Yeah the others have nailed it, mixing Cloudflare and Quad9 over DoT is almost certainly your problem. Stubby on the AC86U rotates between all your entries and the TLS handshake overhead on each new connection adds up fast, especially if one provider is slower to respond than the other. I would stick with just Cloudflare for DoT honestly, their 1.1.1.1 infrastructure is hard to beat for raw speed. If you want to compare actual response times from different providers before committing, have a look at publicdns.info, it has a decent server comparison tool that shows latency from various locations. Should help you pick whichever one works best from where you are. Also worth checking if your ISP is doing any kind of traffic inspection on port 853 which is what DoT uses, some ISPs throttle or interfere with encrypted DNS and that can cause exactly the kind of intermittent timeouts you are seeing. Best of luck with it.
 
Just adding to what the lads above said - the idle timeout issue with Stubby is the likely culprit here. By default Stubby closes connections after 9 seconds idle, and then has to do a full TLS handshake from scratch on the next query. That handshake can take 200-500ms depending on latency to the resolver, and if the resolver is slow to respond you'll see those Server Not Found errors. Two things I'd try: first, stick with one provider only (Cloudflare 1.1.1.1 is generally the most responsive for DoT in my experience). Second, you can bump the idle_timeout in the Stubby config to something like 30000 (30 seconds) - that'll keep connections alive longer and avoid the constant reconnection. On Merlin you can edit /opt/etc/stubby/stubby.yml and change idle_timeout to 30000. Worth checking your actual latency to each resolver too - a quick dig @1.1.1.1 and dig @9.9.9.9 from the router's SSH will tell you which one responds faster from your location.
 
you can bump the idle_timeout in the Stubby config to something like 30000 (30 seconds) - that'll keep connections alive longer and avoid the constant reconnection.

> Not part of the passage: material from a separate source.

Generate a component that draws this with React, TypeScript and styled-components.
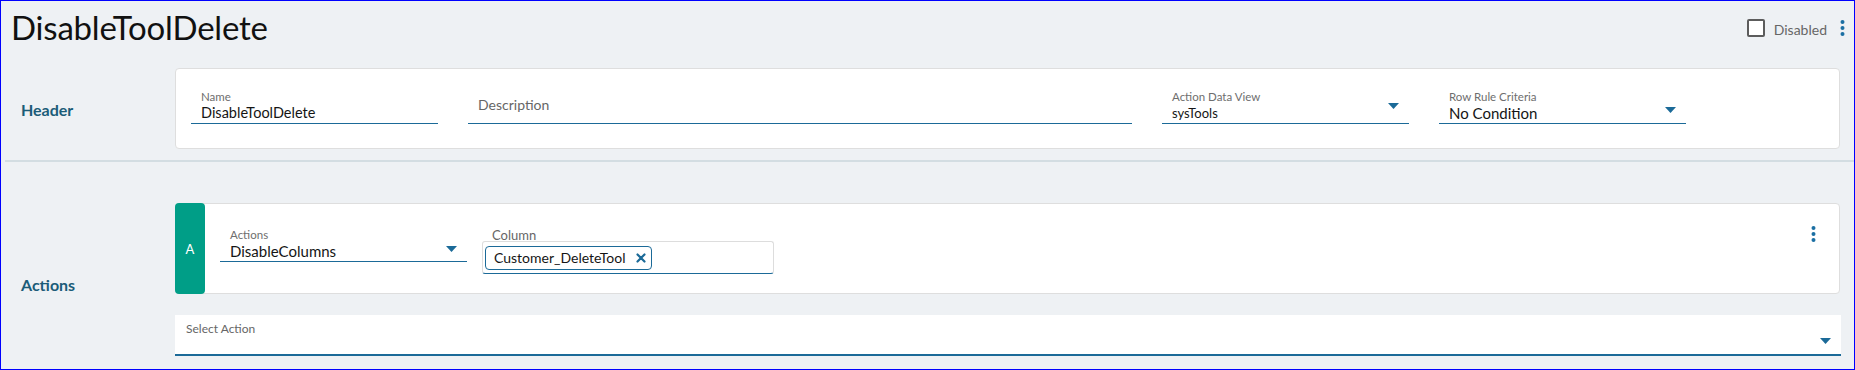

No, that's a bad idea. If Stubby doesn't close the connection at 9 seconds, Cloudflare will disconnect it after 10 seconds, and Stubby will see that as a conn_shut, and avoid using that server for the tls_backoff_time defined in stubby.yml. Better that stubby closes the connection and reopens it than to think it was forcibly disconnected and avoid using that upstream. Eventually you could run out of "valid" upstream servers and have no DNS.
 
I would stick with just Cloudflare

I wouldn't.

 
Modifications to Stubby in Merlin firmware are via stubby.postconf file.